NOTE: if you're installing on Google Cloud Shell then it's worth cleaning npm cache first to make sure you're using the latest versions: rm -rf ~/.npm/

Cloud Workflow

To deploy workflow for gaarf you can use gcp/workflow/setup.sh script. It accepts parameters:

  • -n or --name - name of the workflow, by default it will be gaarf-wf
  • -l or --location - location region for workflow, be default it will be us-central1

As soon as you deployed your workflow (you can use the same workflow for many projects by the way) you can call it directly (via gcloud workflows run) or create a Scheduler job for calling it regularly.

For both methods you'll need to provide parameters for workflow.

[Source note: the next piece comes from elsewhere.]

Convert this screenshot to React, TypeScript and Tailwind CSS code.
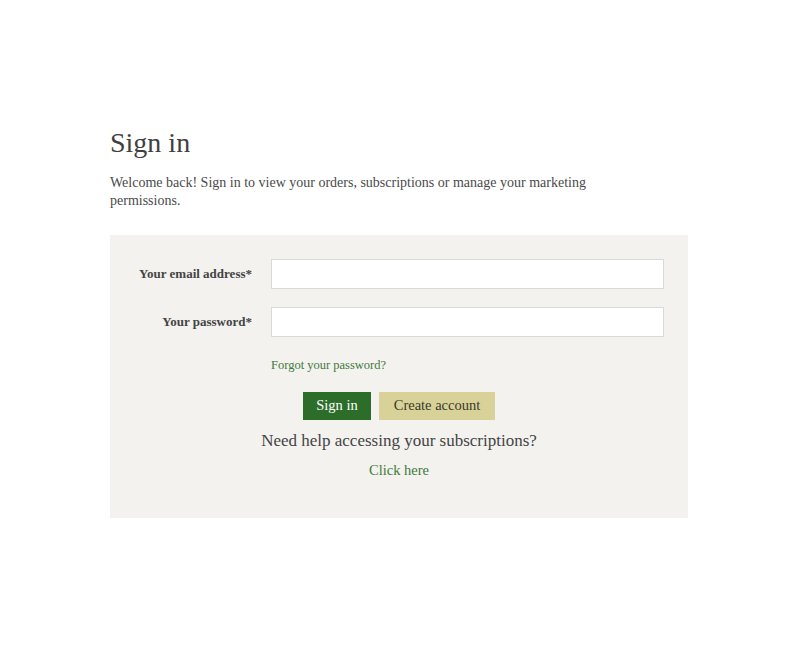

Executing workflow directly:

gcloud workflows run gaarf-wf \
  --data='{
  "cloud_function":"gaarf",
  ...
  }'

Create a Scheduler job:

PROJECT_ID=$(gcloud config get-value project 2> /dev/null)
PROJECT_NUMBER=$(gcloud projects describe $PROJECT_ID --format="csv(projectNumber)" | tail -n 1)
# be default Cloud Worflows run under the Compute Engine default service account:
SERVICE_ACCOUNT=$PROJECT_NUMBER[email protected]

REGION=us-central1
WORKFLOW_NAME=gaarf-wf
JOB_NAME=$WORKFLOW_NAME

data='{
  \"cloud_function\":\"gaarf\",
  ...
  }'

# you might need to delete job first:
#gcloud scheduler jobs delete $JOB_NAME --location $REGION

# daily at midnight
gcloud scheduler jobs create http $JOB_NAME \
  --schedule="0 8 * * *" \
  --uri="https://workflowexecutions.googleapis.com/v1/projects/$PROJECT_ID/locations/$REGION/workflows/$WORKFLOW_NAME/executions" \
  --location=$REGION \
  --message-body="{\"argument\": \"$data\"}" \
  --oauth-service-account-email="$SERVICE_ACCOUNT"

Please notice the escaping of quotes for job's argument.

Workflow Parameters

  • cloud_function - name for gaarf cloud function (by default gaarf but could be customized during deployment)
  • gcs_bucket - GCS bucket name where queries are stored, by default your GCP project id
  • ads_queries_path - relative GCS path for ads queries, e.g. "gaarf/ads-queries/" (then workflow will fetch all files from gs://your_bucket/gaarf/adds-queries/*) (required)
  • bq_queries_path - relative GCS path for BigQuery queries, e.g. "gaarf/bq-queries" (required)
  • dataset - BigQuery dataset id for writing results of ads queries (required)
  • bq_dataset_location - BigQuery dataset location, e.g. "europe", by default "us" (optional)
  • cid - Ads customer id, can be either a MCC or child account, without dashes (required), or a list of CIDs comma separated (required)
  • customer_ids_query - a path to a file with GAQL query that refines for which accounts to execute scripts (optional)
  • customer_ids_batchsize - a batch size for customer ids (cids), if not specified accounts will be processed by 1000 accounts (see gaarf-getids CF)
  • customer_ids_offset - an offset in resulting list of accounts if you need to implemented an external batching - i.e. execute workflow only for a subset of accounts from specified seed account(s). It differs from internal batching where accounts processed by batches to workaround the maximum steps limitation of Cloud Workflows (100K runtime steps).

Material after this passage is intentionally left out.